• [Aim] Copy each line below in which the word "page" occurs.

----

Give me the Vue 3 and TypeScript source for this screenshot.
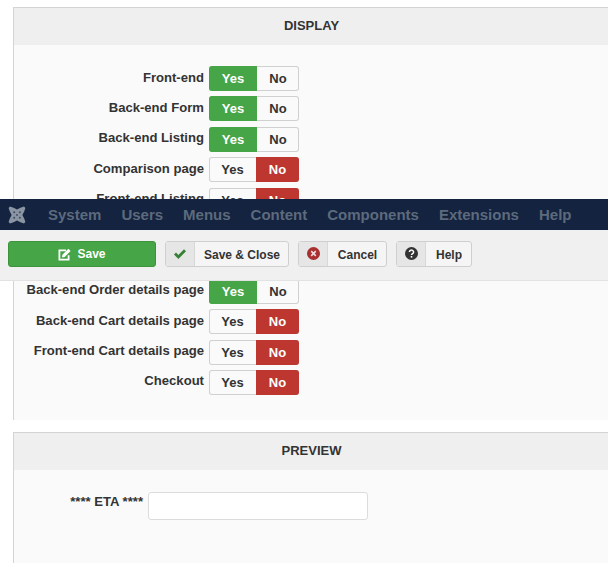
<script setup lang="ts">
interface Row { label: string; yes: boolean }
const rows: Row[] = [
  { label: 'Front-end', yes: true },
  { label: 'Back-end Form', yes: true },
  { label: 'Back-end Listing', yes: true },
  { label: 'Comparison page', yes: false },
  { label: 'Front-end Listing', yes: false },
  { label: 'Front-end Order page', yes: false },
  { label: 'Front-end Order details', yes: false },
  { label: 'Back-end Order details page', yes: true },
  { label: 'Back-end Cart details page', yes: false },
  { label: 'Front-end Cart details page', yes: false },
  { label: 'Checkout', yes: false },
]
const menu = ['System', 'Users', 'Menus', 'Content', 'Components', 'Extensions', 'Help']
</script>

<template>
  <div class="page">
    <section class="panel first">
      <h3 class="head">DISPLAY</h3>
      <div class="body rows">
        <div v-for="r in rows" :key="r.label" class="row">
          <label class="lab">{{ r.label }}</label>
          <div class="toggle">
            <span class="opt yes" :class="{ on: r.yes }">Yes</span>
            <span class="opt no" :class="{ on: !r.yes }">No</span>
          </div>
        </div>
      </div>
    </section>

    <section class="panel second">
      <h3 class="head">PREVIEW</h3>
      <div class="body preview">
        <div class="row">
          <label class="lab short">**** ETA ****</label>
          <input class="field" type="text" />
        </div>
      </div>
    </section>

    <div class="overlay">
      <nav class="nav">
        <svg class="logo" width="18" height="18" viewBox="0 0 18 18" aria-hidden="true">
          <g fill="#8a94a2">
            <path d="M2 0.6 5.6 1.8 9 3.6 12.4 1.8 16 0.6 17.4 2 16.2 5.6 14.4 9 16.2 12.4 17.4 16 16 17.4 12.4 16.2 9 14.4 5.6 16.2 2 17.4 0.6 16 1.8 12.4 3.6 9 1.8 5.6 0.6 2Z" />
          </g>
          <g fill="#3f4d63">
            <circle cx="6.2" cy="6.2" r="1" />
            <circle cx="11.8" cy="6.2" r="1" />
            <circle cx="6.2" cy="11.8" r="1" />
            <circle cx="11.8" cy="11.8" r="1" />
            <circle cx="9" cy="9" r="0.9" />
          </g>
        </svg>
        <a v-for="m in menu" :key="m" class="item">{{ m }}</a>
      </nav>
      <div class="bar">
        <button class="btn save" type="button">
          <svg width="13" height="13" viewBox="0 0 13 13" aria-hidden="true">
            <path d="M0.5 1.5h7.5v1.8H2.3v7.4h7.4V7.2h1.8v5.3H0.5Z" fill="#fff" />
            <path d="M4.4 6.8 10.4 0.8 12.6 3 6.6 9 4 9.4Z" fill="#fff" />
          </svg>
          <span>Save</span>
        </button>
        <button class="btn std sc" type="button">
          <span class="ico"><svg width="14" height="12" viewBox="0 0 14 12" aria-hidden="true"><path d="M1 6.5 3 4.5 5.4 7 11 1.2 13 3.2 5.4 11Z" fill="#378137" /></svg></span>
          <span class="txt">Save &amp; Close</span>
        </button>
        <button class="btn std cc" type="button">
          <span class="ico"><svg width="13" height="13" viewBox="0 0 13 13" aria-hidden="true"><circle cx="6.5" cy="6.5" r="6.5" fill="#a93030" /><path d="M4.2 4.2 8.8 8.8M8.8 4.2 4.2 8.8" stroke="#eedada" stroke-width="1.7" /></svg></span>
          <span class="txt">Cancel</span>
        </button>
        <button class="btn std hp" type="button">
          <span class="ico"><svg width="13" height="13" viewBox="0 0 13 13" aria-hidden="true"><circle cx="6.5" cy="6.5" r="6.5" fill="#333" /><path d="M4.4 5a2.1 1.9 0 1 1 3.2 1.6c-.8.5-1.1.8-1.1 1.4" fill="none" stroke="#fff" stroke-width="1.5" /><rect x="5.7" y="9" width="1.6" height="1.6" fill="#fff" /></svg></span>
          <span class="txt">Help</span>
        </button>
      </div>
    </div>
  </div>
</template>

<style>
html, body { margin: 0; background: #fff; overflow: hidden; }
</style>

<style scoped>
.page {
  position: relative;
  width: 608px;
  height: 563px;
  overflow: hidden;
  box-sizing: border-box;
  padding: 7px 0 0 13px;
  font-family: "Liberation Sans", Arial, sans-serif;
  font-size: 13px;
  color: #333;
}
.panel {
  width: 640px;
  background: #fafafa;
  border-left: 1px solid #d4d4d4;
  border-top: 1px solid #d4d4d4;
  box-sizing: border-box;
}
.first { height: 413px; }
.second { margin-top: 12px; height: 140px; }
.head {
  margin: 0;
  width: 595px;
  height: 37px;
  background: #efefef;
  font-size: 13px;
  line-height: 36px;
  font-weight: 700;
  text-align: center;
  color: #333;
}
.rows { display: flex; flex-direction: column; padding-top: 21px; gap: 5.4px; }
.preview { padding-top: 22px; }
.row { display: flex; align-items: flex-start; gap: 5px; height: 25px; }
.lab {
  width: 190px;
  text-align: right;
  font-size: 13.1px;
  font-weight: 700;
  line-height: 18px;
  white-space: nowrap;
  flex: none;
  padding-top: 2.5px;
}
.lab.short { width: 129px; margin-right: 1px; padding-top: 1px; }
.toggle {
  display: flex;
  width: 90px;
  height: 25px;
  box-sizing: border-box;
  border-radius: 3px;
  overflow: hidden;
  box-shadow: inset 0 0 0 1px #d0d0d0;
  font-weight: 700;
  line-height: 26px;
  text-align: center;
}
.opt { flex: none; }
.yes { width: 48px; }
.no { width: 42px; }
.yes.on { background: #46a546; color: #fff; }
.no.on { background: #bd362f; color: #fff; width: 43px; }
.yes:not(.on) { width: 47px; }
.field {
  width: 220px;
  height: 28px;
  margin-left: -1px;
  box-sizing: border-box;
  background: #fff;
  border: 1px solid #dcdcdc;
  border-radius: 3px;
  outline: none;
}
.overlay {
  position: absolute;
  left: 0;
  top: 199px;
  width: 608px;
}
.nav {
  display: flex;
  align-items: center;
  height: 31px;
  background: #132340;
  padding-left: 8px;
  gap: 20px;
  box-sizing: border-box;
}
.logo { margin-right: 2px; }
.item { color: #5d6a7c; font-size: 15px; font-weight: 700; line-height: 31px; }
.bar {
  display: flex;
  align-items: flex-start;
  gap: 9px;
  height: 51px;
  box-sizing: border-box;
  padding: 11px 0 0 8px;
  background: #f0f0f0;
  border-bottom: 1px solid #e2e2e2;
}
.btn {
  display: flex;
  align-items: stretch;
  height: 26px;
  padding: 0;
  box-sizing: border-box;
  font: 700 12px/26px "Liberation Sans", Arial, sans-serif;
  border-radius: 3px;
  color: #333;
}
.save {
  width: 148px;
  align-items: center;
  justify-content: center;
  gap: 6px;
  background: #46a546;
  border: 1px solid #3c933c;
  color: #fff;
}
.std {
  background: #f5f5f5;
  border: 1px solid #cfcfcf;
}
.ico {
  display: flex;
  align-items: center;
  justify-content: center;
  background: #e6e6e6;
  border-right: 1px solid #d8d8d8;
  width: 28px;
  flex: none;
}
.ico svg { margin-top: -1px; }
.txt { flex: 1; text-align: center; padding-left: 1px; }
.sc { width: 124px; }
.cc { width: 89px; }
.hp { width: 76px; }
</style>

----

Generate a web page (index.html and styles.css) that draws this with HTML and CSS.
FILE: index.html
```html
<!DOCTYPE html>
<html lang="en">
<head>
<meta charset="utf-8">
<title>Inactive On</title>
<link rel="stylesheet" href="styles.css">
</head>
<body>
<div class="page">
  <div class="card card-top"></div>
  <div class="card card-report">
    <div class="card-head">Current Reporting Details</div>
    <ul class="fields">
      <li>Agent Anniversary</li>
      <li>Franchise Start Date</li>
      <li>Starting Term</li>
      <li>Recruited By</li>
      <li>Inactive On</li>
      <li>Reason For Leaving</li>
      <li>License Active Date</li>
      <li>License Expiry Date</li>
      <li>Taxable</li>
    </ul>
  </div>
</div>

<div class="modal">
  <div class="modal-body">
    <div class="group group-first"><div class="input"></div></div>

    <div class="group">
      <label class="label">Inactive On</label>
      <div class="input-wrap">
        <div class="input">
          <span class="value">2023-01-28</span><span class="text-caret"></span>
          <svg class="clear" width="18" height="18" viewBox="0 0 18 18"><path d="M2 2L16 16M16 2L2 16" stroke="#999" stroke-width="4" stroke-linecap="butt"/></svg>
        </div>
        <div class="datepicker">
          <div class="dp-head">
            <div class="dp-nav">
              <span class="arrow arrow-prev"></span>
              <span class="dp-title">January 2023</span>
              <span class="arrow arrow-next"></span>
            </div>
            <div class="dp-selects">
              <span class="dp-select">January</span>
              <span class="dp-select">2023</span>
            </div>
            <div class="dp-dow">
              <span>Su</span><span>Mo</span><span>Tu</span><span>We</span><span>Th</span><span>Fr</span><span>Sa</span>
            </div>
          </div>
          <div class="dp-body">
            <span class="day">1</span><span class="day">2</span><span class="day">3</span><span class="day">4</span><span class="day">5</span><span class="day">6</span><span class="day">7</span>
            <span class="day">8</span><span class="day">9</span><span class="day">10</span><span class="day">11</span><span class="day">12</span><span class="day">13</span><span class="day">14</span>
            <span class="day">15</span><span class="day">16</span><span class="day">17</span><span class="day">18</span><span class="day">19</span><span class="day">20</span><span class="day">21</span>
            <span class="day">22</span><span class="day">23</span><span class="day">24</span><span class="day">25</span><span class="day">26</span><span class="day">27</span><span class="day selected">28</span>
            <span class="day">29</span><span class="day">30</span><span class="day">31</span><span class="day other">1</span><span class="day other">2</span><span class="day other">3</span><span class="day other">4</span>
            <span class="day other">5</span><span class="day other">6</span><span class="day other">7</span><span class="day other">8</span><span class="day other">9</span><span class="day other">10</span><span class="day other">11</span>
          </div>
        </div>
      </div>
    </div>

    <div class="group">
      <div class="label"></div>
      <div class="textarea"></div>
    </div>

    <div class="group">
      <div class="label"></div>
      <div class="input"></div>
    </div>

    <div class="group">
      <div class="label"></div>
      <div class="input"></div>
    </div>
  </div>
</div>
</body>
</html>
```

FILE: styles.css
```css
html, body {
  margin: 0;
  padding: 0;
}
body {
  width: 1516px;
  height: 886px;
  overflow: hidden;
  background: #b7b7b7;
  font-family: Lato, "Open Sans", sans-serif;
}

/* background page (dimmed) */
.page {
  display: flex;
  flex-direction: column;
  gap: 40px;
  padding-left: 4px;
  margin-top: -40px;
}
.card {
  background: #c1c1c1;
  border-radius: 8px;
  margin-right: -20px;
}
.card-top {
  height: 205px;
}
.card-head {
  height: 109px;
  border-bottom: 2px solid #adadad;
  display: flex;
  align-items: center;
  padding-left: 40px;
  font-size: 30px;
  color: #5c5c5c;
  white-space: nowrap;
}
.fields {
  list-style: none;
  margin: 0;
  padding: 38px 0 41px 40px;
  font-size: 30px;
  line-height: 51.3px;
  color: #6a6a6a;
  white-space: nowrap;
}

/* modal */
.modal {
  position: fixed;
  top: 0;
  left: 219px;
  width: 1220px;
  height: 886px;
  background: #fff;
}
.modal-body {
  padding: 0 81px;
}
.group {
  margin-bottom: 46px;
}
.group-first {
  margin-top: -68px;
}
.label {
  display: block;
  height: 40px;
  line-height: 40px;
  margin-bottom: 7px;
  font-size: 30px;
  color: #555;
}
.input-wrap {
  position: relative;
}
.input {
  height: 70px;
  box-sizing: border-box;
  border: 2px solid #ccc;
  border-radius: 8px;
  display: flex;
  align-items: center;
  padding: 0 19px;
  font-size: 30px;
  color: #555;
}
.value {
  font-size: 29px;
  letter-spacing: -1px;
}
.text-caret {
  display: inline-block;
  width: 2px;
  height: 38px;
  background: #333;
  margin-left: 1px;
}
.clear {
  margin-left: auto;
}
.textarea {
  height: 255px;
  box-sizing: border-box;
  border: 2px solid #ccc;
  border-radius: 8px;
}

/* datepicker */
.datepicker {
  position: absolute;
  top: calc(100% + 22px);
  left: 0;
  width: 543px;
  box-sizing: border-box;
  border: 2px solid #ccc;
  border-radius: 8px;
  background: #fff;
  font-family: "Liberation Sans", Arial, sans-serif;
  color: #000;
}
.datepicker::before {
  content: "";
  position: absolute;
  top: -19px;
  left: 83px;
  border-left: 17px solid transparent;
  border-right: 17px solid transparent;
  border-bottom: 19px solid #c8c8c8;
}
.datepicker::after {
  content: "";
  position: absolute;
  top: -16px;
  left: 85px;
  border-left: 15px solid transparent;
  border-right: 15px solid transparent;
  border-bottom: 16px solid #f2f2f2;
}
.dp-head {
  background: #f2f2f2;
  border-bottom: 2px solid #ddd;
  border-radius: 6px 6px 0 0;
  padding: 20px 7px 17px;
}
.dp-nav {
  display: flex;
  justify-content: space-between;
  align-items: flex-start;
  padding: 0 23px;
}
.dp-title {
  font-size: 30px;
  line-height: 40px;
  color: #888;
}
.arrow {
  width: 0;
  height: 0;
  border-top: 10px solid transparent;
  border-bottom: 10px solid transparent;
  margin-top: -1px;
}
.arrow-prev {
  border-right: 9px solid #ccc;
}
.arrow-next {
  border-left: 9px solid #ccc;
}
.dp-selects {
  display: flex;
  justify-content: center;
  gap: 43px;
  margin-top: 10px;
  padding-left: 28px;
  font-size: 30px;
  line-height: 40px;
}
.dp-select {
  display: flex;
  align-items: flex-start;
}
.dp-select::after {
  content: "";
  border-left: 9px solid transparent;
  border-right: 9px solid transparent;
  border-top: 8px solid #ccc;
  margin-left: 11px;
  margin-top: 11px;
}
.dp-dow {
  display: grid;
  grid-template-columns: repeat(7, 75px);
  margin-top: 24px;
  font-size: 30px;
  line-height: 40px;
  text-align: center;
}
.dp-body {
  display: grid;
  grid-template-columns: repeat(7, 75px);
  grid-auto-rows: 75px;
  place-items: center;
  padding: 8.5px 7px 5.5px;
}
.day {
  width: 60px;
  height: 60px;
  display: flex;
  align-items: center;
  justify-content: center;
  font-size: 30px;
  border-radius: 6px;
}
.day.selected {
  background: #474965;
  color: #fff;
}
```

----

• [Response to the task]
  { label: 'Comparison page', yes: false },
  { label: 'Front-end Order page', yes: false },
  { label: 'Back-end Order details page', yes: true },
  { label: 'Back-end Cart details page', yes: false },
  { label: 'Front-end Cart details page', yes: false },
  <div class="page">
.page {
Generate a web page (index.html and styles.css) that draws this with HTML and CSS.
<div class="page">
/* background page (dimmed) */
.page {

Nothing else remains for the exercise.